Independently, CERN scientists in Switzerland were trying to do something similar. After his PhD, he joined them as an Honorary Croucher Fellow and CERN fellow, to study prototype conductors for future particle accelerators. After a second fellowship – two years at the ITER International Fusion Energy Organisation in France – he moved to California and the Berkeley Lab.

Four “inner triplet magnet” groups are needed for the LHC upgrade he is working on. Within each group are three types of quadrupole focusing magnets, of which two are being made in the United States and one in Europe.

The Department of Energy oversees the US’s roughly $200 million in-kind contribution to the LHC. Three labs are working together to deliver this: Fermi National Accelerator Laboratory, Brookhaven National Laboratory, and the Berkeley Lab.

For the first time in an accelerator, the magnets will use Nb3Sn (niobium-tin) superconductors which will increase the luminosity – the collision rate per unit cross section – of the LHC by a factor of ten. Pong described the resulting change from this upgrade as of a similar scale to entering a dark room with a floor lamp, instead of a candle.

“Since this is the first time these magnets are used in a collider, we are under a lot of scrutiny – a blessing and a challenge,” said Pong. “We have to ensure the magnets will perform while also making them against a reasonably aggressive budget and schedule. Plus since this has never before been done there are a lot of unknowns.”

The team has instituted rigorous quality assurance to meet this challenge. The actual cable forming process takes only three hours of the 60 days to complete, from planning to quality assurance, which includes testing the superconductor at cryogenic temperatures.

Another challenge is the delicate nature of the materials used to form the magnets, so working in Pong’s team requires diligence and dedication. The process begins with forming wires into a flat “Rutherford” superconducting cable. A glass fibre insulation braid is then applied.

Pong likens the cabling process to cooking: preparing the ingredients and washing up are essential parts of a chef’s responsibility. The cooking is just an element, albeit a critical one. The manufacturing process is closely monitored as the margin of error is tiny while the materials used in one cable are expensive – worth twice the average engineer’s annual salary.

“The make-or-break cable run itself takes only a few hours. Just one defect a few millimeters long will render the half-km long cable unusable, with a cost impact that is equivalent to crashing a few sports cars,” said Pong.

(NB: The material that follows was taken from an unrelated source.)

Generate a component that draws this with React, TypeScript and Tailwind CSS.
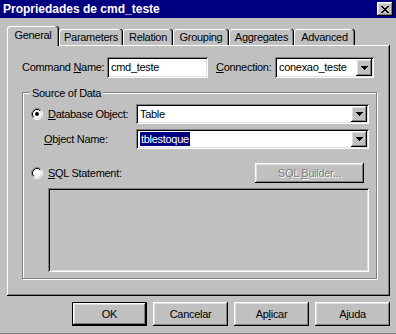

Once formed, the cables are sent to Fermilab and Brookhaven to be wound into 4.2-metre-long coils. Four coils are then assembled as a “quadrupole” half-magnet back at Berkeley. (One coil makes one pole, and a “quadrupole” magnet has four poles). After testing, two quadrupole half-magnets are put together in a cryostat as a “cryo-assembly”. Its performance must be verified prior to acceptance and delivery to CERN.

After a thorough research and development programme, the project is now in production phase, and about 30 percent of all the needed cables have already been made. Two prototype half-magnets have been completed and a third one is being tested at Brookhaven. The team is hard at work and looks forward to the day when they have delivered the ten cryo-assemblies - four plus one spare of each type - and the “inner triplet magnets” begin delivering high luminosity particle collisions to the LHC.


Dr Ian Pong received his MEng from Imperial College London in 2005, followed by a PhD as a Croucher Scholar and Honorary Cambridge Trust Scholar from University of Cambridge in 2009. He undertook post-doctoral studies at CERN, Switzerland, as a CERN fellow and Honorary Croucher Fellow, and then at the ITER International Fusion Energy Organisation, France, as ITER-Monaco Fellow. He is currently a project scientist at the Lawrence Berkeley National Laboratory in California, USA.